Die Kapitalismus-Debatte sei längst überfällig. »Eigentlich geht es hierbei um eine Werte-Diskussion. Die Unternehmer müssen Verantwortung für das Gemeinwohl zeigen.« Die Stadt leiste ihren Beitrag als Arbeitgeber: Sie schaffe in diesem Jahr zwei zusätzliche Ausbildungsplätze.

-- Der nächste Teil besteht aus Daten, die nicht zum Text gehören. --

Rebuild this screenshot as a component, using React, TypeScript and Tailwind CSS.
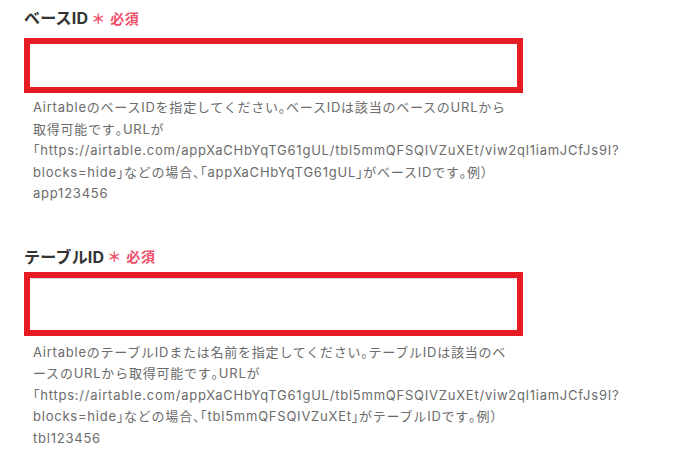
const font = { fontFamily: "Inter, 'Noto Sans CJK JP', sans-serif" };

// brackets and stops are set at half width, as the proportional punctuation in the source
function HelpText({ text }: { text: string }) {
  const parts = text.split(/([「」、。（）])/).filter(Boolean);
  return (
    <>
      {parts.map((part, i) =>
        /^[「」、。（）]$/.test(part) ? (
          <span key={i} className="[font-feature-settings:'halt']">
            {part}
          </span>
        ) : (
          <span key={i}>{part}</span>
        )
      )}
    </>
  );
}

function Field({
  label,
  help,
  boxHeight,
  labelClass,
  helpClass,
  inputClass,
}: {
  label: string;
  help: string;
  boxHeight: string;
  labelClass: string;
  helpClass: string;
  inputClass: string;
}) {
  return (
    <div>
      <div className={`flex items-center h-[22px] ${labelClass}`}>
        <span className="text-[16px] font-bold text-[#333333] tracking-[0.2px]">{label}</span>
        <span className="ml-[3px] text-[14px] font-bold text-[#f0506a]">＊</span>
        <span className="ml-[5px] text-[14px] font-bold text-[#f0506a] tracking-[0.6px]">必須</span>
      </div>
      <div className={`w-[499px] ${boxHeight} border-[6px] border-[#e51c23] bg-white`}>
        <div className={`h-full w-full rounded-[4px] bg-white ${inputClass}`} />
      </div>
      <p
        className={`w-[482px] pl-[9px] box-content text-[13px] leading-[21.5px] tracking-[0.77px] text-[#6b6b6b] ${helpClass}`}
      >
        <HelpText text={help} />
      </p>
    </div>
  );
}

export default function App() {
  return (
    <div lang="ja" className="w-[694px] h-[463px] bg-white pl-[24px] pt-[7px] overflow-hidden" style={font}>
      <Field
        label="ベースID"
        labelClass="mb-[9px]"
        boxHeight="h-[55px]"
        helpClass="mt-[4px]"
        inputClass=""
        help="AirtableのベースIDを指定してください。ベースIDは該当のベースのURLから取得可能です。URLが「https://airtable.com/appXaCHbYqTG61gUL/tbl5mmQFSQIVZuXEt/viw2ql1iamJCfJs9I?blocks=hide」などの場合、「appXaCHbYqTG61gUL」がベースIDです。例）app123456"
      />
      <Field
        label="テーブルID"
        labelClass="mt-[41px] mb-[4px]"
        boxHeight="h-[64px]"
        helpClass="mt-[6px]"
        inputClass="border-t border-[#d4d6dc]"
        help="AirtableのテーブルIDまたは名前を指定してください。テーブルIDは該当のベースのURLから取得可能です。URLが「https://airtable.com/appXaCHbYqTG61gUL/tbl5mmQFSQIVZuXEt/viw2ql1iamJCfJs9I?blocks=hide」などの場合、「tbl5mmQFSQIVZuXEt」がテーブルIDです。例）tbl123456"
      />
    </div>
  );
}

Hauptredner Daniel Kreutz, Ex-Landtagsmitglied der Grünen und jetzt Referent beim Sozialverband Deutschland, ging mit den Verantwortlichen in Wirtschaft und Politik hart ins Gericht: Neo-Liberalismus und Globalisierung seien nichts anderes als eine gewaltige Umverteilung von unten nach oben. Für die abhängig Beschäftigten bedeute dies im Gegensatz zu den »Wirtschafts-Ayatollas« »Kummer statt Hummer«. Während Deutschland erneut die Export-Weltmeisterschaft errungen habe, bliebe für die große Masse derer, die dazu beigetragen hätten, immer weniger vom Erlös übrig. »Wer ab 2020 in Rente geht, muss 36 Jahre lang einen Durchschnittsbeitrag entrichtet haben, um eine Rente auf Sozialhilfe-Niveau zu bekommen.«
Die paritätische Finanzierung der Sozialversicherungen sei geschleift worden, 1-Euro-Jobs stünden rechtlich Beschäftigungsverhältnissen in Gefängnissen nahe. »Soziale Sicherheit darf nicht zur Ware verkommen.«
Inge Höger-Neuling, Vorsitzende des DGB-Frauenausschusses, stellte die Schwächsten in den Mittelpunkt ihrer Ansprache: die Kinder. »Kinder zu haben, ist heute ein Armutsrisiko.« Durch Sozialabbau verrate die Politik die Interessen der Kleinsten, durch rücksichtslose Gewinn-Maximierung verkaufe die Wirtschaft deren Zukunft.